1. An air tweezer comprising:

a tweezer body;

a tube assembly attached to said tweezer body, said tube assembly having a sucking passage; and

a sucking pad attached to an end of said tube assembly, said sucking pad having an aperture communicating with said sucking passage;

wherein said tube assembly comprises an outer tube, and an inner tube set on a distal part side in said outer tube, the outer diameter of said inner tube being smaller than the inner diameter of said outer tube; and

a stopper tube for inhibiting axial movement of said inner tube is fitted in said outer tube and fixed thereto, said stopper tube abuts on said inner tube, whereby axial movement of said inner tube is inhibited, an electrical conductive route is formed by said stopper tube and said inner tube; and

whereby said sucking pad is connected to said outer tube and said inner tube.

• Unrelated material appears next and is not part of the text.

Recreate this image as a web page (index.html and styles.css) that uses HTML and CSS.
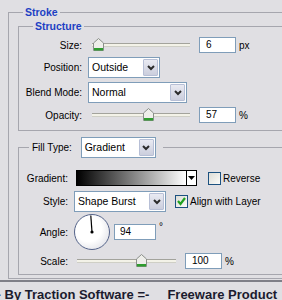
FILE: index.html
```html
<!DOCTYPE html>
<html lang="en">
<head>
  <meta charset="UTF-8" />
  <title>Layer Style – Stroke</title>
  <link rel="stylesheet" href="styles.css">
</head>
<body>

  <div class="panel">
    <fieldset class="group outer">
      <legend class="title">Stroke</legend>

      <fieldset class="group structure">
        <legend class="title">Structure</legend>

        <div class="row">
          <span class="lbl">Size:</span>
          <div class="slider">
            <div class="track"></div>
            <span class="thumb" style="left: calc(6% - 5px)">
              <svg width="11" height="13" viewBox="0 0 11 13"><path d="M5.5 0.5 L10.5 5 L10.5 12.5 L0.5 12.5 L0.5 5 Z" fill="#eeeeea" stroke="#8a8f8a"/><rect x="1" y="10" width="9" height="2.5" fill="#2e9c2e"/></svg>
            </span>
          </div>
          <span class="field">6</span>
          <span class="unit">px</span>
        </div>

        <div class="row">
          <span class="lbl">Position:</span>
          <div class="select sel-position">
            <span class="value">Outside</span>
            <span class="drop"><svg width="8" height="6" viewBox="0 0 8 6"><polyline points="1,1 4,4 7,1" fill="none" stroke="#2b2b2b" stroke-width="2"/></svg></span>
          </div>
        </div>

        <div class="row">
          <span class="lbl">Blend Mode:</span>
          <div class="select sel-blend">
            <span class="value">Normal</span>
            <span class="drop"><svg width="8" height="6" viewBox="0 0 8 6"><polyline points="1,1 4,4 7,1" fill="none" stroke="#2b2b2b" stroke-width="2"/></svg></span>
          </div>
        </div>

        <div class="row">
          <span class="lbl">Opacity:</span>
          <div class="slider">
            <div class="track"></div>
            <span class="thumb" style="left: calc(57% - 5px)">
              <svg width="11" height="13" viewBox="0 0 11 13"><path d="M5.5 0.5 L10.5 5 L10.5 12.5 L0.5 12.5 L0.5 5 Z" fill="#eeeeea" stroke="#8a8f8a"/><rect x="1" y="10" width="9" height="2.5" fill="#2e9c2e"/></svg>
            </span>
          </div>
          <span class="field">57</span>
          <span class="unit">%</span>
        </div>
      </fieldset>

      <fieldset class="group fill">
        <legend class="fill-head">
          <span class="head-lbl">Fill Type:</span>
          <span class="select sel-fill">
            <span class="value">Gradient</span>
            <span class="drop"><svg width="8" height="6" viewBox="0 0 8 6"><polyline points="1,1 4,4 7,1" fill="none" stroke="#2b2b2b" stroke-width="2"/></svg></span>
          </span>
        </legend>

        <div class="row row-gradient">
          <span class="lbl">Gradient:</span>
          <div class="gradient">
            <span class="ramp"></span>
            <span class="ramp-drop"><svg width="7" height="4" viewBox="0 0 7 4"><polygon points="0,0 7,0 3.5,4" fill="#000"/></svg></span>
          </div>
          <span class="check check-reverse"></span>
          <span class="check-lbl">Reverse</span>
        </div>

        <div class="row row-style">
          <span class="lbl">Style:</span>
          <div class="select sel-style">
            <span class="value">Shape Burst</span>
            <span class="drop"><svg width="8" height="6" viewBox="0 0 8 6"><polyline points="1,1 4,4 7,1" fill="none" stroke="#2b2b2b" stroke-width="2"/></svg></span>
          </div>
          <span class="check check-align">
            <svg width="11" height="11" viewBox="0 0 11 11"><polyline points="2,5 4.5,8 9,2" fill="none" stroke="#21a121" stroke-width="2.2"/></svg>
          </span>
          <span class="check-lbl">Align with Layer</span>
        </div>

        <div class="row row-angle">
          <span class="lbl">Angle:</span>
          <div class="dial">
            <svg width="36" height="36" viewBox="0 0 36 36"><line x1="18" y1="18" x2="16.8" y2="1.5" stroke="#000" stroke-width="1.2"/><circle cx="18" cy="18" r="1.6" fill="#000"/></svg>
          </div>
          <span class="field field-angle">94</span>
          <span class="deg">°</span>
        </div>

        <div class="row row-scale">
          <span class="lbl">Scale:</span>
          <div class="slider slider-scale">
            <div class="track"></div>
            <span class="thumb" style="left: calc(64.3% - 5px)">
              <svg width="11" height="13" viewBox="0 0 11 13"><path d="M5.5 0.5 L10.5 5 L10.5 12.5 L0.5 12.5 L0.5 5 Z" fill="#eeeeea" stroke="#8a8f8a"/><rect x="1" y="10" width="9" height="2.5" fill="#2e9c2e"/></svg>
            </span>
          </div>
          <span class="field">100</span>
          <span class="unit">%</span>
        </div>
      </fieldset>
    </fieldset>
  </div>

  <div class="footer">
    <span class="credit">=- By Traction Software =-</span>
    <span class="product">Freeware Product</span>
  </div>

</body>
</html>
```

FILE: styles.css
```css
body {
  margin: 0;
  width: 282px;
  height: 300px;
  overflow: hidden;
  background: #e0dfe3;
  font-family: "Liberation Sans", Arial, sans-serif;
  font-size: 10px;
  color: #000;
}

.panel {
  padding-top: 5px;
  width: 282px;
  overflow: hidden;
}

/* Group boxes */
.group {
  margin: 0;
  padding: 0;
  border: 1px solid #a6a6ae;
  border-right: 0;
  min-width: 0;
}

.outer {
  margin-left: 8px;
  width: 320px;
  padding: 0 0 3px 9px;
}

.title {
  padding: 0 2px;
  font-size: 10.5px;
  line-height: 14px;
  font-weight: bold;
  color: #1d3fc4;
}

.outer > .title {
  margin-left: 5px;
}

.structure > .title {
  margin-left: 14px;
}

.structure {
  padding: 4px 0 7px 0;
}

.fill {
  margin-top: 6px;
  padding: 12px 0 5px 0;
}

.fill-head {
  margin-left: 10px;
  padding: 0 7px 0 3px;
}

.fill-head .head-lbl {
  margin-right: 6px;
  vertical-align: middle;
}

.fill-head .select {
  vertical-align: middle;
}

/* Rows */
.row {
  display: flex;
  align-items: center;
  height: 16px;
  margin-top: 4px;
}

.row:first-of-type {
  margin-top: 0;
}

.structure .row:nth-of-type(2),
.structure .row:nth-of-type(3) {
  height: 21px;
}

.lbl {
  flex: none;
  text-align: right;
  margin-right: 6px;
}

.structure .lbl {
  width: 63px;
}

.fill .lbl {
  width: 49px;
}

.row-gradient {
  margin-top: 0;
}

.row-style {
  height: 21px;
  margin-top: 5px;
}

.row-angle {
  height: 36px;
  margin-top: 2px;
}

.row-scale {
  margin-top: 3px;
}

/* Slider */
.slider {
  position: relative;
  width: 98px;
  height: 16px;
  margin-left: 4px;
  display: flex;
  align-items: center;
}

.slider-scale {
  width: 99px;
  margin-left: 3px;
}

.track {
  width: 100%;
  height: 2px;
  background: #f3f2e8;
  border-top: 1px solid #a3a39c;
  border-bottom: 1px solid #cfcfc6;
}

.thumb {
  position: absolute;
  top: 1px;
  width: 11px;
  height: 13px;
}

.thumb svg {
  display: block;
}

/* Text field */
.field {
  box-sizing: border-box;
  width: 37px;
  height: 16px;
  margin-left: 9px;
  padding-left: 6px;
  background: #fff;
  border: 1px solid #7f9db9;
  line-height: 14px;
}

.field-angle {
  width: 42px;
  margin-left: 4px;
  padding-left: 5px;
}

.unit {
  margin-left: 3px;
}

.deg {
  margin-left: 3px;
  align-self: flex-start;
  margin-top: 7px;
}

/* Dropdown */
.select {
  box-sizing: border-box;
  display: inline-flex;
  height: 21px;
  background: #fff;
  border: 1px solid #7f9db9;
}

.select .value {
  flex: 1;
  padding-left: 3px;
  line-height: 19px;
  font-size: 10.5px;
  white-space: nowrap;
}

.select .drop {
  box-sizing: border-box;
  width: 15px;
  margin: 1px;
  display: flex;
  align-items: center;
  justify-content: center;
  background: linear-gradient(#e9eaf2, #cbcedd);
  border: 1px solid #b7bfd6;
  border-radius: 1px;
}

.sel-position {
  width: 72px;
}

.sel-blend {
  width: 99px;
}

.sel-fill {
  width: 75px;
}

.sel-style {
  width: 92px;
}

/* Gradient picker */
.gradient {
  display: flex;
  height: 16px;
  margin-left: 2px;
  border: 1px solid #000;
  box-sizing: border-box;
}

.ramp {
  width: 109px;
  background: linear-gradient(to right, #000, #fff);
  border-right: 1px solid #000;
}

.ramp-drop {
  width: 9px;
  background: #fff;
  display: flex;
  align-items: center;
  justify-content: center;
}

/* Checkboxes */
.check {
  box-sizing: border-box;
  width: 13px;
  height: 13px;
  border: 1px solid #1c5180;
  background: linear-gradient(135deg, #dcdcd6, #fbfbf9);
  display: flex;
  align-items: center;
  justify-content: center;
}

.check-reverse {
  margin-left: 11px;
}

.check-align {
  margin-left: 9px;
}

.check-lbl {
  margin-left: 2px;
  white-space: nowrap;
}

/* Angle dial */
.dial {
  box-sizing: border-box;
  width: 36px;
  height: 36px;
  border-radius: 50%;
  border: 1.5px solid #55648a;
  background: radial-gradient(circle at 40% 40%, #ffffff 45%, #d4d5de 100%);
  display: flex;
  align-items: center;
  justify-content: center;
}

.dial svg {
  display: block;
  margin: -1.5px;
}

/* Footer */
.footer {
  margin-top: 1px;
  border-top: 2px solid #7f7f88;
  padding-top: 5px;
  display: flex;
  white-space: nowrap;
  font-size: 13px;
  line-height: 16px;
  font-weight: bold;
  color: #1b1b2e;
}

.credit {
  margin-left: -11px;
}

.product {
  margin-left: 18px;
}
```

2. The air tweezer of claim 1, wherein:

said sucking pad aperture has a first cross-sectional area at said tube assembly which is greater than a second cross-sectional area at an exterior of said sucking pad aperture.

3. The air tweezer of claim 1, wherein:

said sucking pad is electrically conductive; and

whereby an electrically conductive route is formed between said sucking pad and said outer tube and between said sucking pad and said inner tube.

4. The air tweezer of claim 1, wherein:

said tweezer body has a bracket, said bracket being electrically connected to said tube assembly, and said bracket being connected to a ground circuit, and said sucking pad is formed of an elastic material, said elastic material including an electrical conductor connected to said tube assembly.

5. The air tweezer of claim 4, wherein said bracket supports said tube assembly.

6. The air tweezer of claim 5, wherein said tube assembly is bent at a predetermined position, and said tube assembly is supported by said bracket toward a bent direction of said tube assembly.

7. The air tweezer of claim 1, wherein said sucking pad is comprised of a matrix phase formed of a rubber material and a conductive material phase formed of carbon powder.